I am going to clean. And when I say clean, I mean move stuff around to make the house look sufficiently organized enough that it's not distracting me from completing my freelance work. I'm going to get new sandals for the boys; ones where their toes don't hang over the edges so that I cringe when they are running while vision of nails peeling back run through my brain. I'm going to make some fantastic dinners (Stir fried beef and broccoli, BBQ and potato salad).

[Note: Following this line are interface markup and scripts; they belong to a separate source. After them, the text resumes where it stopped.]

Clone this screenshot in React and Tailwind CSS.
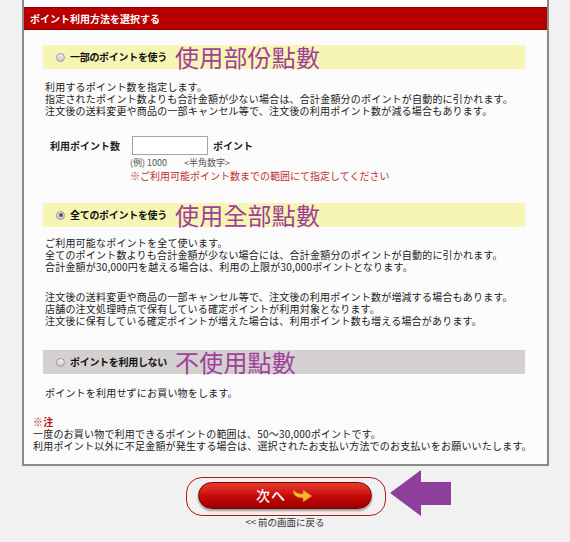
import { useState } from 'react'

const jp = { fontFamily: '"Noto Sans CJK JP", "Noto Sans", sans-serif' }
const tc = { fontFamily: '"Noto Sans CJK TC", "Noto Sans", sans-serif' }

function Radio({ checked }) {
  return (
    <span className="w-[9px] h-[9px] rounded-full border border-[#9a9a9a] bg-gradient-to-b from-[#f4f4f4] to-[#c8c8c8] flex items-center justify-center shrink-0">
      {checked && <span className="w-[4px] h-[4px] rounded-full bg-[#555]" />}
    </span>
  )
}

function OptionBar({ checked, label, zh, grey, onClick }) {
  return (
    <div
      onClick={onClick}
      className={`ml-[10px] mr-[22px] h-[24px] flex items-center pl-[13px] gap-[5px] cursor-pointer ${grey ? 'bg-[#d3d0cf]' : 'bg-[#f6f5b4]'}`}
    >
      <Radio checked={checked} />
      <span className="text-[10px] font-bold text-[#111] tracking-[-0.3px]">{label}</span>
      <span style={tc} className="text-[24px] leading-[24px] text-[#a0409a] ml-[3px]">{zh}</span>
    </div>
  )
}

export default function App() {
  const [mode, setMode] = useState('all')
  const [points, setPoints] = useState('')

  return (
    <div style={jp} className="w-[570px] h-[542px] bg-[#f1f1f1] overflow-hidden text-[#222]">
      {/* main panel */}
      <div className="ml-[22px] w-[527px] h-[466px] border-x-2 border-b-2 border-[#8a8a8a] bg-[#fbfbfb] pt-[7px]">
        <div className="h-[23px] bg-[#b90000] border-y border-[#8e0000] flex items-center pl-[6px]">
          <span className="text-[10px] font-bold text-white">ポイント利用方法を選択する</span>
        </div>

        <div className="pl-[9px] pt-[15px] text-[10px] leading-[12px] tracking-[0.2px]">
          {/* some points */}
          <OptionBar checked={mode === 'some'} label="一部のポイントを使う" zh="使用部份點數" onClick={() => setMode('some')} />
          <div className="ml-[12px] mt-[12px]">
            <p>利用するポイント数を指定します。</p>
            <p>指定されたポイント数よりも合計金額が少ない場合は、合計金額分のポイントが自動的に引かれます。</p>
            <p>注文後の送料変更や商品の一部キャンセル等で、注文後の利用ポイント数が減る場合もあります。</p>
          </div>
          <div className="flex items-center mt-[19px] ml-[17px]">
            <span className="font-bold w-[82px] tracking-normal">利用ポイント数</span>
            <input
              value={points}
              onChange={e => setPoints(e.target.value)}
              className="w-[76px] h-[19px] border border-[#a5a5a5] bg-white outline-none px-1 text-[10px]"
            />
            <span className="font-bold ml-[5px] tracking-normal">ポイント</span>
          </div>
          <div className="ml-[97px] mt-[1px] text-[9px] leading-[13px] tracking-normal">
            <p className="text-[#555]">(例) 1000<span className="ml-[17px]">&lt;半角数字&gt;</span></p>
            <p className="text-[#c03030] text-[10px]">※ご利用可能ポイント数までの範囲にて指定してください</p>
          </div>

          {/* all points */}
          <div className="mt-[21px]">
            <OptionBar checked={mode === 'all'} label="全てのポイントを使う" zh="使用全部點數" onClick={() => setMode('all')} />
          </div>
          <div className="ml-[12px] mt-[10px]">
            <p>ご利用可能なポイントを全て使います。</p>
            <p>全てのポイント数よりも合計金額が少ない場合には、合計金額分のポイントが自動的に引かれます。</p>
            <p>合計金額が30,000円を越える場合は、利用の上限が30,000ポイントとなります。</p>
            <p className="mt-[18px]">注文後の送料変更や商品の一部キャンセル等で、注文後の利用ポイント数が増減する場合もあります。</p>
            <p>店舗の注文処理時点で保有している確定ポイントが利用対象となります。</p>
            <p>注文後に保有している確定ポイントが増えた場合は、利用ポイント数も増える場合があります。</p>
          </div>

          {/* no points */}
          <div className="mt-[23px]">
            <OptionBar checked={mode === 'none'} label="ポイントを利用しない" zh="不使用點數" grey onClick={() => setMode('none')} />
          </div>
          <p className="ml-[12px] mt-[13px]">ポイントを利用せずにお買い物をします。</p>

          <div className="mt-[17px]">
            <p className="text-[#b01818] font-bold">※注</p>
            <p>一度のお買い物で利用できるポイントの範囲は、50～30,000ポイントです。</p>
            <p>利用ポイント以外に不足金額が発生する場合は、選択されたお支払い方法でのお支払いをお願いいたします。</p>
          </div>
        </div>
      </div>

      {/* next button */}
      <div className="flex flex-col items-center mt-[16px]">
        <div className="relative">
          <button className="w-[174px] h-[27px] rounded-full border border-[#7a0000] bg-gradient-to-b from-[#e83a2e] via-[#c80a0a] to-[#9c0000] shadow-[0_2px_2px_rgba(0,0,0,0.35)] flex items-center justify-center gap-[4px]">
            <span className="text-white text-[14px] font-medium tracking-[1px]">次へ</span>
            <svg width="24" height="16" viewBox="0 0 24 16">
              <path d="M3 2 Q3 10 13 10 L13 14 L22 8 L13 2 L13 6 Q7 6 3 2 Z" fill="#f7b733" stroke="#c86a00" strokeWidth="0.6" />
            </svg>
          </button>
          <div className="absolute -left-[12px] -right-[14px] -top-[5px] -bottom-[7px] rounded-[16px] border-[1.5px] border-[#b01818]" />
          <svg className="absolute left-[191px] -top-[12px]" width="64" height="48" viewBox="0 0 64 48">
            <polygon points="1,23 32,0 32,12 62,12 62,35 32,35 32,46" fill="#8e3f9c" />
          </svg>
        </div>
        <span className="text-[9.5px] text-[#333] mt-[6px]">&lt;&lt; 前の画面に戻る</span>
      </div>
    </div>
  )
}
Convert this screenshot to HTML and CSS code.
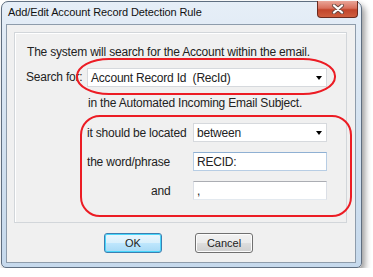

Realistically, the freelance will/has to get done but I will probably find a way to weasel out of the rest. I'm finding by the time I get a chance to have a bit of me time I'm exhausted. These kids tire me out. And I'm probably the laziest mom out there. Half the time the boys amuse themselves and Addison roles around on the floor discovering that really, dog hair doesn't taste that bad. By 8pm the last thing I want to do is clean the living room, do the dishes, sweep the floor, make sure all the toys are put away and then sit down here and try to be a creative design genius. I'd rather fall asleep on the couch, nursing a Pepsi, to some sappy chick-flick (that almost accurately describes my on-strike evenings which have been a lot more frequent lately).
I'm telling myself that once I actually get a couple of nights of uninterrupted sleep (Addison is still up once nursing... that's not too bad), I think I will be a much saner person.
It's 8:30 pm. The boys are being superheroes or sharks or something in the basement. Craig has just walked in the door. I suppose I should quit slacking and put the mutant Marvel mammals to bed.
1 comment:
Boy do I know that feeling. Come 8 pm I am not interested in doing another house related chore.